> [Exercise]: Extract, exactly, the lines from the line containing "Generate a component" to the line containing "100, 117, 98];", with both lines included and any pictures left out.

(Records with interface code)

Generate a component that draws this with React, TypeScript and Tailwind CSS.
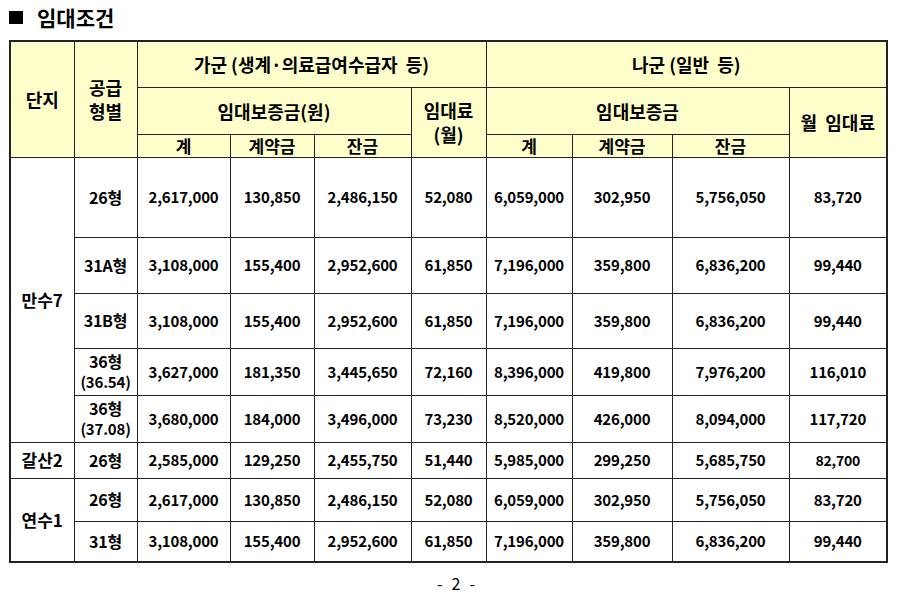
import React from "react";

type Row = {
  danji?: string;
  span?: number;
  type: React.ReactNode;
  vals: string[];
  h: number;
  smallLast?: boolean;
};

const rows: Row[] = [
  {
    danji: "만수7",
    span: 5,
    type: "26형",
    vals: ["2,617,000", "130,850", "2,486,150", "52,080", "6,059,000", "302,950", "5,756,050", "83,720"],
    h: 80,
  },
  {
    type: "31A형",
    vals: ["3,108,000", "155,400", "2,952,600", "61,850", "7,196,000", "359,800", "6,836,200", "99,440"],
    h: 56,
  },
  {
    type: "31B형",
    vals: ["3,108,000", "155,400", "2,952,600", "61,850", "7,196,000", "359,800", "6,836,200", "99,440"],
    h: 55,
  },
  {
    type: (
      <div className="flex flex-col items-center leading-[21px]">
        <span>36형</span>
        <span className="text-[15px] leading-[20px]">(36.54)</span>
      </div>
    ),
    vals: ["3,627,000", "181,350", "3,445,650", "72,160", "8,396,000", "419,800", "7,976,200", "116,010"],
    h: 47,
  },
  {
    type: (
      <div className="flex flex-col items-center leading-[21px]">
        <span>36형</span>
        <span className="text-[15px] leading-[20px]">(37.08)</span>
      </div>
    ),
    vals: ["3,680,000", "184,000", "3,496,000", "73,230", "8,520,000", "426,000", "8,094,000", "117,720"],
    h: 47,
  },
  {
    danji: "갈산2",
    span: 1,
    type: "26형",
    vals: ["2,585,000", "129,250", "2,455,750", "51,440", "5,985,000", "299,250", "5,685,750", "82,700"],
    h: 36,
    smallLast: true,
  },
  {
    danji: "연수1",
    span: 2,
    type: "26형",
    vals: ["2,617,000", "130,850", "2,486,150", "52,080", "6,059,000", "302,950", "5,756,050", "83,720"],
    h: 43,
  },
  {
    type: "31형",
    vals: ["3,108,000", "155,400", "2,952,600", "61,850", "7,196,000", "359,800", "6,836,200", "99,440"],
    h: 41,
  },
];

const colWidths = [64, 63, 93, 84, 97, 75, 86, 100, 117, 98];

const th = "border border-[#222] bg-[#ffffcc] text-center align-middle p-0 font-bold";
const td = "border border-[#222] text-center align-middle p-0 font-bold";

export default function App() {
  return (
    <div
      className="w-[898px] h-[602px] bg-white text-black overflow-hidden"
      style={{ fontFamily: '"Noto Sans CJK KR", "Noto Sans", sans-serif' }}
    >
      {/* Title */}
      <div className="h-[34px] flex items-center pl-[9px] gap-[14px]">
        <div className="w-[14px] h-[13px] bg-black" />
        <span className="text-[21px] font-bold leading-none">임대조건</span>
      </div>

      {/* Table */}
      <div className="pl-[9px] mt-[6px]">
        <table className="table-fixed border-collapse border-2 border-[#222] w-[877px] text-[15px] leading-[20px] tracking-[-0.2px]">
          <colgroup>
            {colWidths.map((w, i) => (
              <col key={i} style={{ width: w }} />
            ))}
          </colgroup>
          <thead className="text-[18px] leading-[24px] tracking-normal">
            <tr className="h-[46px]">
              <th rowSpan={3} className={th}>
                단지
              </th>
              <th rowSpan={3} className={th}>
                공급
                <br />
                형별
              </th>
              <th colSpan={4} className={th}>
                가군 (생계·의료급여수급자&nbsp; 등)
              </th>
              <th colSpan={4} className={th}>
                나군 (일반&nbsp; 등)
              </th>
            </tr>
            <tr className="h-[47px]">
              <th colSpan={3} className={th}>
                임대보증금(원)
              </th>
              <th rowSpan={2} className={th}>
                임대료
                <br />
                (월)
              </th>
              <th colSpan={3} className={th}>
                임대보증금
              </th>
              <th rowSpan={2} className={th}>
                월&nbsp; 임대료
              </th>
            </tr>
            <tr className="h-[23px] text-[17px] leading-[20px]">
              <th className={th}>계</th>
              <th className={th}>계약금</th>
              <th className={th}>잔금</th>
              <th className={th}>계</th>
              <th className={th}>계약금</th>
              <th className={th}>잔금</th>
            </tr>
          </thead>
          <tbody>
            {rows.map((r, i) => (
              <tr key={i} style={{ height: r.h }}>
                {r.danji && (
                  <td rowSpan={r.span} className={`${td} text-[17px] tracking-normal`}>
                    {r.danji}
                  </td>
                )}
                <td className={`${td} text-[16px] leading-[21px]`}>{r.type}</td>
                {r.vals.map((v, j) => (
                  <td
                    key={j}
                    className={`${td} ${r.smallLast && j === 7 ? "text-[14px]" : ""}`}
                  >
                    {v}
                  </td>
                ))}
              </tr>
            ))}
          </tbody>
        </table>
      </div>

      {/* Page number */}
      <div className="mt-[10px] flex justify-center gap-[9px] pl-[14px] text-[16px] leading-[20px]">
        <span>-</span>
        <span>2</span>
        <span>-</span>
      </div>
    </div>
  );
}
--
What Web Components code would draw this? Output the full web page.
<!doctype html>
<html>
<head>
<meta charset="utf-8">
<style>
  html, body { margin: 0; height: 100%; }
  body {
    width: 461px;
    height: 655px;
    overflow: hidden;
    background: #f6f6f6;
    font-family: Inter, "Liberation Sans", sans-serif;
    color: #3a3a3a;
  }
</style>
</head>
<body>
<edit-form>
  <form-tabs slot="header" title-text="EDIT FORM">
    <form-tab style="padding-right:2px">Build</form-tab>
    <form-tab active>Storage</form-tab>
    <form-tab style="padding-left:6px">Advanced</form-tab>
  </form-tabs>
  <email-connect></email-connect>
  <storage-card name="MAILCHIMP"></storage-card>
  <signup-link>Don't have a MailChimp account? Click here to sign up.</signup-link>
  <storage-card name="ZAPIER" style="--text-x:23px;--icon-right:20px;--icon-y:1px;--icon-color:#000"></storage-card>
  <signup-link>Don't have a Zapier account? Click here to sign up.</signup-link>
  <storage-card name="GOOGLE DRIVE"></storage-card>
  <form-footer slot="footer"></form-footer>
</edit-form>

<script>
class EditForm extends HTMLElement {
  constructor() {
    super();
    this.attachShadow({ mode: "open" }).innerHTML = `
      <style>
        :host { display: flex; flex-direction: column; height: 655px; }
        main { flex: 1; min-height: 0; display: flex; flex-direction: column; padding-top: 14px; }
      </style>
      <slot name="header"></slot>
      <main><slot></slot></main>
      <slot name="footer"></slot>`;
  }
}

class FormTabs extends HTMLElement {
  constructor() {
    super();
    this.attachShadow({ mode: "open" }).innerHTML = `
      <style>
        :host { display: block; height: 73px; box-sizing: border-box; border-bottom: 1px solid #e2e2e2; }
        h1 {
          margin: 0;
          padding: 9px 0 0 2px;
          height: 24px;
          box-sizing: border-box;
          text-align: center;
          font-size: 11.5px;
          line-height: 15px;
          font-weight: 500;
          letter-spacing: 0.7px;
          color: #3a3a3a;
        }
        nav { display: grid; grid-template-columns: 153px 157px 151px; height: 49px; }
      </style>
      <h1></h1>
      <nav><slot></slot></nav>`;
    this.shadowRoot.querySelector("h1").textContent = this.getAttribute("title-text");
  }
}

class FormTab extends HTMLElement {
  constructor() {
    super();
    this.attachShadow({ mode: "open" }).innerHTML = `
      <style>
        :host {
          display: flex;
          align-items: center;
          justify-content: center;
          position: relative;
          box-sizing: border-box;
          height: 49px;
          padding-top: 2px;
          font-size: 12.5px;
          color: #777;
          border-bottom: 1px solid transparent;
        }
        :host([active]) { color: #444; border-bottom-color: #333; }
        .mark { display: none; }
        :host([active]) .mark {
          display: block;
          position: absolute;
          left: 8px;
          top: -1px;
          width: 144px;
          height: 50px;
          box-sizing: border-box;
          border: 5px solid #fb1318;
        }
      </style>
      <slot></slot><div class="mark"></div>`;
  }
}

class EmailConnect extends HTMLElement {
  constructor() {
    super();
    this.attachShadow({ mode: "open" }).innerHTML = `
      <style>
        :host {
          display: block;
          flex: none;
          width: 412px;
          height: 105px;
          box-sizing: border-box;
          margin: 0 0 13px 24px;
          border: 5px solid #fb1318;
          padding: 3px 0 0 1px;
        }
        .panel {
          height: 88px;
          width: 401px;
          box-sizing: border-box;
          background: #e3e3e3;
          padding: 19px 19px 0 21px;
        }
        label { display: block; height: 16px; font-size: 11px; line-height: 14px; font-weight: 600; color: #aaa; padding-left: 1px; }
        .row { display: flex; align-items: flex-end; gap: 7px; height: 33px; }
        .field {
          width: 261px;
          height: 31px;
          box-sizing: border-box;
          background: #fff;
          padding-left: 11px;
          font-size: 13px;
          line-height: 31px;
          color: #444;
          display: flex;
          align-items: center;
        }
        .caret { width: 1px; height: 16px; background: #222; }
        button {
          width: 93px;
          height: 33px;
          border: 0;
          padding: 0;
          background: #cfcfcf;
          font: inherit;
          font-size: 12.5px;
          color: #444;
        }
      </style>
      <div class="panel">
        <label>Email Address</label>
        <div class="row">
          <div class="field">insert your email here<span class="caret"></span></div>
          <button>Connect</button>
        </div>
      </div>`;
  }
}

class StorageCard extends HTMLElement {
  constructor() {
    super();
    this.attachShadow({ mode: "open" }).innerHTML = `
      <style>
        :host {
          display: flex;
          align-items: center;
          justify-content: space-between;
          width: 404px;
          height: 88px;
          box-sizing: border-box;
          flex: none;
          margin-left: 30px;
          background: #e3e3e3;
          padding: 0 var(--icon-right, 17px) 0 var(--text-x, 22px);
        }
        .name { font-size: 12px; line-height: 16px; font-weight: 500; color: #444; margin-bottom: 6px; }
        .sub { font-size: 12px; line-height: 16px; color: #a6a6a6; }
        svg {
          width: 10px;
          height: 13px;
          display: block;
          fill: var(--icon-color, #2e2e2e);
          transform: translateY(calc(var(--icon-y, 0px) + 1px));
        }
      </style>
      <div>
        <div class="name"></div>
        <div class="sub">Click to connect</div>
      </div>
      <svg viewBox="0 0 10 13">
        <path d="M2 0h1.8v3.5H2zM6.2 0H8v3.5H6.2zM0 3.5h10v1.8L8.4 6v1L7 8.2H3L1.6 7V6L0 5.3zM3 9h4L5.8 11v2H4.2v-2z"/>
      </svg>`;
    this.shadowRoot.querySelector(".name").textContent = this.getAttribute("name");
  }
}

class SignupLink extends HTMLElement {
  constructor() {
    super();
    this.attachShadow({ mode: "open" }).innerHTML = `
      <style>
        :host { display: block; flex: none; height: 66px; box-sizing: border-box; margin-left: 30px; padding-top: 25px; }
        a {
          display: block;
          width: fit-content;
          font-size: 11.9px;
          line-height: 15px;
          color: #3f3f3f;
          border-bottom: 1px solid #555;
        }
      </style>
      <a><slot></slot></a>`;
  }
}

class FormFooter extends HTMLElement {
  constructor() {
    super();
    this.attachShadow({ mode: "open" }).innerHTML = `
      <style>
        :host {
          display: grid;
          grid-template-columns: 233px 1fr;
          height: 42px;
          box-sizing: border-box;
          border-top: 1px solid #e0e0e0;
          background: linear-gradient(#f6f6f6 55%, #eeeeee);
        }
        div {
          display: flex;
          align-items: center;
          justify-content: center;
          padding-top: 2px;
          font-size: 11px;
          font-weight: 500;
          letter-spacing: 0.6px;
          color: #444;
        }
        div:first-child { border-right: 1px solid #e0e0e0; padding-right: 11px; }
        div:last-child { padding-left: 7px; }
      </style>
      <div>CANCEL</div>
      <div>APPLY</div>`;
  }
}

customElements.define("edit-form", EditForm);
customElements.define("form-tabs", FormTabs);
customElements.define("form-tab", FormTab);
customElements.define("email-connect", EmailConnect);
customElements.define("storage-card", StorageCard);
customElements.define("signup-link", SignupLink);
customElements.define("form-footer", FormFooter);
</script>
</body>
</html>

> [Exercise answer]:
Generate a component that draws this with React, TypeScript and Tailwind CSS.
import React from "react";

type Row = {
  danji?: string;
  span?: number;
  type: React.ReactNode;
  vals: string[];
  h: number;
  smallLast?: boolean;
};

const rows: Row[] = [
  {
    danji: "만수7",
    span: 5,
    type: "26형",
    vals: ["2,617,000", "130,850", "2,486,150", "52,080", "6,059,000", "302,950", "5,756,050", "83,720"],
    h: 80,
  },
  {
    type: "31A형",
    vals: ["3,108,000", "155,400", "2,952,600", "61,850", "7,196,000", "359,800", "6,836,200", "99,440"],
    h: 56,
  },
  {
    type: "31B형",
    vals: ["3,108,000", "155,400", "2,952,600", "61,850", "7,196,000", "359,800", "6,836,200", "99,440"],
    h: 55,
  },
  {
    type: (
      <div className="flex flex-col items-center leading-[21px]">
        <span>36형</span>
        <span className="text-[15px] leading-[20px]">(36.54)</span>
      </div>
    ),
    vals: ["3,627,000", "181,350", "3,445,650", "72,160", "8,396,000", "419,800", "7,976,200", "116,010"],
    h: 47,
  },
  {
    type: (
      <div className="flex flex-col items-center leading-[21px]">
        <span>36형</span>
        <span className="text-[15px] leading-[20px]">(37.08)</span>
      </div>
    ),
    vals: ["3,680,000", "184,000", "3,496,000", "73,230", "8,520,000", "426,000", "8,094,000", "117,720"],
    h: 47,
  },
  {
    danji: "갈산2",
    span: 1,
    type: "26형",
    vals: ["2,585,000", "129,250", "2,455,750", "51,440", "5,985,000", "299,250", "5,685,750", "82,700"],
    h: 36,
    smallLast: true,
  },
  {
    danji: "연수1",
    span: 2,
    type: "26형",
    vals: ["2,617,000", "130,850", "2,486,150", "52,080", "6,059,000", "302,950", "5,756,050", "83,720"],
    h: 43,
  },
  {
    type: "31형",
    vals: ["3,108,000", "155,400", "2,952,600", "61,850", "7,196,000", "359,800", "6,836,200", "99,440"],
    h: 41,
  },
];

const colWidths = [64, 63, 93, 84, 97, 75, 86, 100, 117, 98];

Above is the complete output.